Invloed van diverse bodembewerkingssystemen op de fytotechische omgeving en kostprijs van de teelt van maïs
Dit bericht werd geplaatst in Praktijkonderzoek op .
De aanleiding van dit project ligt bij de problematiek van erosie. Erosie, veroorzaakt door wind en water, vermindert op lange termijn de bodemvruchtbaarheid. Een permanente bodembedekking en minimale grondbewerking zijn de beste maatregelen om erosie tegen te gaan.
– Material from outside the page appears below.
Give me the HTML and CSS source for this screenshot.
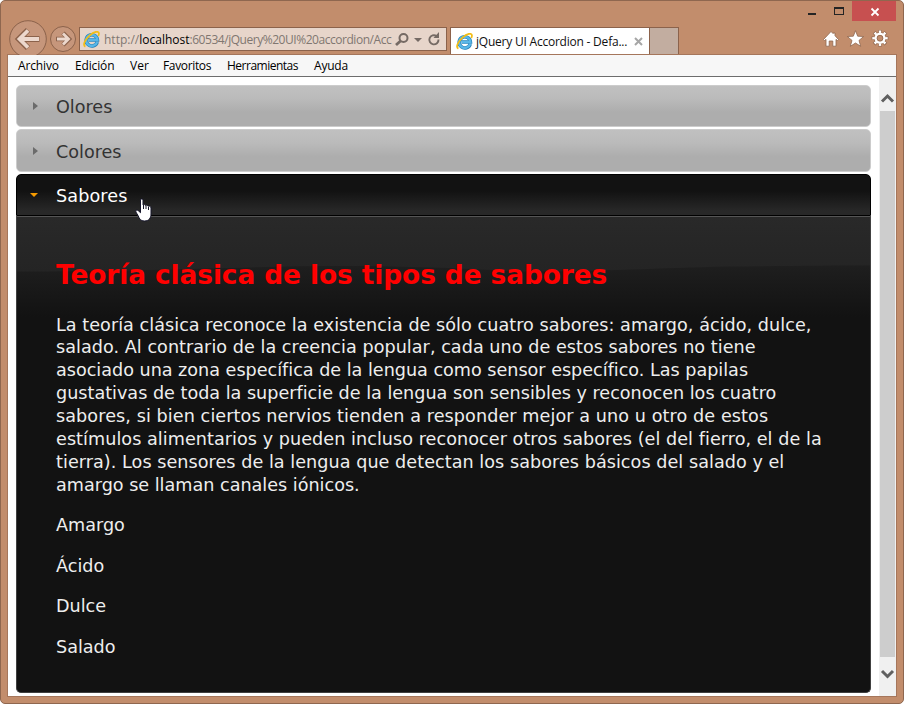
FILE: index.html
```html
<!DOCTYPE html>
<html lang="es">
<head>
<meta charset="utf-8">
<title>jQuery UI Accordion</title>
<link rel="stylesheet" href="styles.css">
</head>
<body>
<svg width="0" height="0" class="defs">
  <symbol id="ie" viewBox="0 0 17 17">
    <path d="M14.2 10.9A5.6 5.6 0 1 1 14.4 9H5.6" fill="none" stroke="#2680b8" stroke-width="3.6"/>
    <path d="M14.2 10.9A5.6 5.6 0 1 1 14.4 9H5.6" fill="none" stroke="#58b7e8" stroke-width="2.3"/>
    <path d="M2.4 15.6C-.6 14.200 2 8.500 6.500 4.600S15.700-.400 15.900 2.300c.1.900-.2 1.800-.7 2.700" fill="none" stroke="#f3bd16" stroke-width="1.800"/>
  </symbol>
</svg>
<div class="window">
  <header class="chrome">
    <div class="nav">
      <svg class="arrows" width="80" height="37" viewBox="0 0 80 37">
        <g fill="none" stroke="#8b624b">
          <circle cx="28" cy="21" r="18.300" fill="#c6967b"/>
          <circle cx="63" cy="21" r="12.500" fill="#c6967b"/>
          <path d="M39.500 21H20M28 12l-9 9 9 9" stroke-width="6"/>
          <path d="M56 21h12M63 15l6 6-6 6" stroke-width="4.500"/>
        </g>
        <g fill="none" stroke="#ecd8cd">
          <path d="M39 21H20M28 12.500L19.500 21l8.500 8.500" stroke-width="3.800"/>
          <path d="M57 21h11M63 15.500l5.500 5.500-5.500 5.500" stroke-width="2.800"/>
        </g>
      </svg>
      <div class="address">
        <svg class="ie" width="17" height="17"><use href="#ie"/></svg>
        <div class="url"><span class="u1">http://</span><span class="u2">localhost</span><span class="u3">:60534/jQuery%20UI%20accordion/Acc</span></div>
        <svg class="tools" width="50" height="20" viewBox="0 0 50 20" fill="none" stroke="#756a64">
          <circle cx="9.500" cy="9" r="4" stroke-width="2"/><path d="M6.500 12l-4.500 4" stroke-width="2.800"/>
          <path d="M20 9h8l-4 4z" fill="#756a64" stroke="none"/>
          <path d="M44.500 10.500a4.600 4.600 0 1 1-2-3.500" stroke-width="1.900"/><path d="M45 3v6h-5.500z" fill="#756a64" stroke="none"/>
        </svg>
      </div>
      <div class="tab">
        <svg class="ie" width="17" height="17"><use href="#ie"/></svg>
        <span class="tab-title">jQuery UI Accordion - Defa...</span>
        <svg width="9" height="9" viewBox="0 0 9 9" stroke="#a6a6a6" stroke-width="2"><path d="M1 1l7 7M8 1L1 8"/></svg>
      </div>
      <div class="newtab"></div>
    </div>
    <div class="right">
      <svg class="caption" width="92" height="20" viewBox="0 0 92 20">
        <path d="M4 12h8v2H4z" fill="#242424"/>
        <path d="M30 6h10v8H30zm1 2v5h8V8z" fill="#242424" fill-rule="evenodd"/>
        <path d="M48 0h45v20H48z" fill="#c75050"/>
        <path d="M67.500 7.500l7 7M74.500 7.500l-7 7" stroke="#fff" stroke-width="1.800"/>
      </svg>
      <svg class="commands" width="66" height="18" viewBox="0 0 66 18" fill="#fff" stroke="#8f674f" stroke-width=".8">
        <path d="M.5 9.500L8 1.500l2 2V3h2v2.700l3.500 3.800-1 1L13 9.400V16.200H9.800V11H6.200v5.200H3V9.400L1.500 10.500z"/>
        <path d="M32.500 .7l2.200 5.500 6 .300-4.700 3.900 1.700 5.900-5.200-3.300-5.200 3.300 1.700-5.900L24.300 6.500l6-.300z"/>
        <circle cx="57" cy="8.200" r="6.500" pathLength="16" fill="none" stroke="#8f674f" stroke-width="3.800" stroke-dasharray="1.200 .8" stroke-dashoffset=".6"/>
        <circle cx="57" cy="8.200" r="5.300" fill="none" stroke="#8f674f" stroke-width="1.800"/>
        <circle cx="57" cy="8.200" r="6.400" pathLength="16" fill="none" stroke="#fff" stroke-width="2.600" stroke-dasharray=".9 1.100" stroke-dashoffset=".45"/>
        <circle cx="57" cy="8.200" r="4.400" fill="none" stroke="#fff" stroke-width="2.500"/>
        <circle cx="57" cy="8.200" r="2.900" fill="none"/>
      </svg>
    </div>
  </header>
  <div class="client">
    <nav class="menu"><span class="m1">Archivo</span><span class="m2">Edición</span><span class="m3">Ver</span><span class="m4">Favoritos</span><span class="m5">Herramientas</span><span class="m6">Ayuda</span></nav>
    <div class="view">
      <main class="accordion">
        <h3 class="head"><i class="closed"></i><span>Olores</span></h3>
        <h3 class="head second"><i class="closed"></i><span>Colores</span></h3>
        <h3 class="head active"><i class="open"></i><span>Sabores</span>
          <svg class="hand" width="18" height="24" viewBox="0 0 18 24"><path d="M5.500 2c0-1.500 2.500-1.500 2.500 0v5c1-.8 2.300-.4 2.500.5 1-.6 2.200-.3 2.500.7 1.200-.5 3 0 3 1.800v6c0 4-2 7-6.500 7-4 0-5-2-6.500-5.500L.9 14c-.6-1.700 1-2.600 2.400-1.300l2.200 2z" fill="#fff" stroke="#15152a"/><path d="M8.500 7v4M11 8v3M13.500 9v3" stroke="#15152a"/></svg>
        </h3>
        <section class="panel">
          <svg class="wave" width="853" height="100" viewBox="0 0 853 100">
            <defs>
              <linearGradient id="base" x1="0" y1="0" x2="0" y2="1"><stop offset="0" stop-color="#2a2a2a"/><stop offset=".5" stop-color="#1e1e1e"/><stop offset="1" stop-color="#121212"/></linearGradient>
              <linearGradient id="gloss" gradientUnits="userSpaceOnUse" x1="0" y1="0" x2="0" y2="55"><stop offset="0" stop-color="#292929"/><stop offset="1" stop-color="#242424"/></linearGradient>
            </defs>
            <path d="M0 0h853v100H0z" fill="url(#base)"/>
            <path d="M0 0V54.500C90 54.500 130 53 210 51C310 48 390 48 500 54.500C590 54.500 640 51 710 49.500C770 49 810 48.500 853 48.500V0z" fill="url(#gloss)"/>
          </svg>
          <h2><span class="t0">Teoría clásica de los tipos de sabores</span></h2>
          <p class="body"><span class="t1">La teoría clásica reconoce la existencia de sólo cuatro sabores: amargo, ácido, dulce,</span><br>
          <span class="t2">salado. Al contrario de la creencia popular, cada uno de estos sabores no tiene</span><br>
          <span class="t3">asociado una zona específica de la lengua como sensor específico. Las papilas</span><br>
          <span class="t4">gustativas de toda la superficie de la lengua son sensibles y reconocen los cuatro</span><br>
          <span class="t5">sabores, si bien ciertos nervios tienden a responder mejor a uno u otro de estos</span><br>
          <span class="t6">estímulos alimentarios y pueden incluso reconocer otros sabores (el del fierro, el de la</span><br>
          <span class="t7">tierra). Los sensores de la lengua que detectan los sabores básicos del salado y el</span><br>
          <span class="t8">amargo se llaman canales iónicos.</span></p>
          <p>Amargo</p>
          <p>Ácido</p>
          <p>Dulce</p>
          <p>Salado</p>
        </section>
      </main>
      <aside class="scroll">
        <svg width="17" height="34" viewBox="0 0 17 34"><path d="M3 24.500l5.500-5.500 5.500 5.500" fill="none" stroke="#606060" stroke-width="3"/></svg>
        <div class="thumb"></div>
        <svg width="17" height="39" viewBox="0 0 17 39"><path d="M3 14l5.500 5.500L14 14" fill="none" stroke="#606060" stroke-width="3"/></svg>
      </aside>
    </div>
  </div>
</div>
</body>
</html>
```
FILE: styles.css
```css
* { box-sizing: border-box; }
html, body { margin: 0; height: 704px; overflow: hidden; background: #fff; }
.defs { position: absolute; }
.window { width: 904px; height: 704px; border: 1px solid #8f674f; border-radius: 5px; background: #c28d6c; padding: 0 6px 6px; }
.chrome { height: 53px; display: flex; justify-content: space-between; }
.nav { display: flex; align-items: flex-start; padding-top: 17px; margin-left: -7px; }
.arrows { flex: none; }
.nav .address { margin-top: 9px; }
.address { width: 368px; height: 24px; margin-left: -1px; border: 1px solid #8b624b; background: #e7d5ca; display: flex; align-items: center; padding-left: 3px; font: 12px "Open Sans", "Noto Sans", sans-serif; color: #807771; }
.ie { flex: none; }
.url { width: 290px; margin-left: 4px; white-space: nowrap; display: flex; }
.u2 { color: #000; }
.u3 { letter-spacing: -.46px; }
.tools { margin-left: 0; flex: none; }
.tab { width: 200px; height: 27px; margin: 9px 0 0 3px; border: 1px solid #8b624b; border-bottom: 0; background: #fff; display: flex; align-items: center; padding-left: 5px; font: 12px "Open Sans", "Noto Sans", sans-serif; color: #111; }
.tab-title { width: 158px; margin-left: 3px; white-space: nowrap; letter-spacing: -.22px; }
.newtab { width: 29px; height: 27px; margin-top: 9px; border: 1px solid #8b624b; border-width: 1px 1px 0 0; background: #c2ada0; }
.right { width: 92px; margin-right: 1px; display: flex; flex-direction: column; }
.caption { display: block; }
.commands { margin: 9px 0 0 19px; }
.client { height: 643px; border: 1px solid #a5765b; background: #fff; }
.menu { height: 22px; background: #f7f7f7; border-bottom: 1px solid #6d6d6d; display: flex; align-items: center; padding-left: 10px; font: 12px "Open Sans", "Noto Sans", sans-serif; color: #000; white-space: nowrap; }
.menu span { flex: none; }
.m1 { width: 57px; letter-spacing: -.15px; }
.m2 { width: 55px; letter-spacing: -.15px; }
.m3 { width: 33px; }
.m4 { width: 64px; letter-spacing: -.35px; }
.m5 { width: 87px; letter-spacing: -.5px; }
.m6 { letter-spacing: -.2px; }
.view { display: flex; height: 619px; }
.accordion { width: 855px; margin: 8px 0 0 8px; font: 17.6px/22.88px "DejaVu Sans", sans-serif; color: #eee; }
.head { position: relative; margin: 0; height: 42px; border: 1px solid #ccc; border-radius: 5px; background: linear-gradient(#c0c0c0, #bbb 30%, #adadad 65%, #adadad); font: inherit; color: #333; display: flex; align-items: center; padding: 2px 0 0 16px; }
.second { margin-top: 2px; height: 43px; padding-top: 3px; }
.active { margin-top: 2px; height: 42px; border-color: #000; border-radius: 5px 5px 0 0; background: linear-gradient(#121212 40%, #282828 90%); color: #fff; letter-spacing: .1px; }
.head i { width: 23px; height: 10px; display: block; }
.head i::before { content: ""; display: block; width: 0; height: 0; border: 4px solid transparent; }
.head .closed::before { border-left: 5px solid #6b6b6b; border-right: 0; }
.head .open { width: 26px; height: 6px; margin-left: -3px; }
.head .open::before { border-top: 4px solid #f59a00; border-bottom: 0; }
.hand { position: absolute; left: 118px; top: 23px; z-index: 2; }
.panel { position: relative; height: 477px; border: 1px solid #404040; border-top-color: #555; border-radius: 0 0 5px 5px; background: #121212; padding: 41px 39px 0; }
.wave { position: absolute; left: 0; top: 0; }
.panel h2 { position: relative; margin: 0; font-size: 26.4px; line-height: 34px; color: #f00; white-space: nowrap; }
.panel p { position: relative; margin: 17.6px 0; white-space: nowrap; }
.panel .body { margin-top: 21.5px; }
.t0 { letter-spacing: -.08px; }
.t1 { letter-spacing: .04px; }
.t2 { letter-spacing: .04px; }
.t3 { letter-spacing: -.01px; }
.t5 { letter-spacing: .085px; }
.t6 { letter-spacing: .052px; }
.t7 { letter-spacing: .048px; }
.scroll { width: 17px; margin-left: 8px; background: #f0f0f0; }
.scroll svg { display: block; }
.thumb { height: 546px; margin: 0 1px; background: #cdcdcd; }
```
Dit heeft echter gevolgen voor de bemestng, inzaaimethodiek, keuze bodembedekker, onkruidpopulatie, bodemstructuur, bodemleven,… Tevens vraagt minimale bodembewerking een aangepast machinepark en ligt de arbeidstijd en kostprijs anders dan bij een klassieke bodembewerking. Over de mogelijkheden van minimale bodembewerking bij maïs, leggen de partners van het LCV gedurende vijf jaar een proef aan. Op 4 locaties in Vlaanderen zal de klassieke bodembewerking dmv ploegen vergeleken worden met een beperkte bodembewerking met een cultivator en met directzaai, zonder grondbewerking. In deze proef wordt gebruikt gemaakt van gras en rogge als bodembedekker. Aangezien bij de verschillende manieren van de bodem te bewerken een invloed te verwachten is op de mineralisatie, worden er nog 3 stikstofniveau’s aangelegd per bodembewerking. Hierbij wordt een stikstofbemesting uitgevoerd volgend advies (N-index BdB), 30% verlaagd advies en 30% verhoogd advies.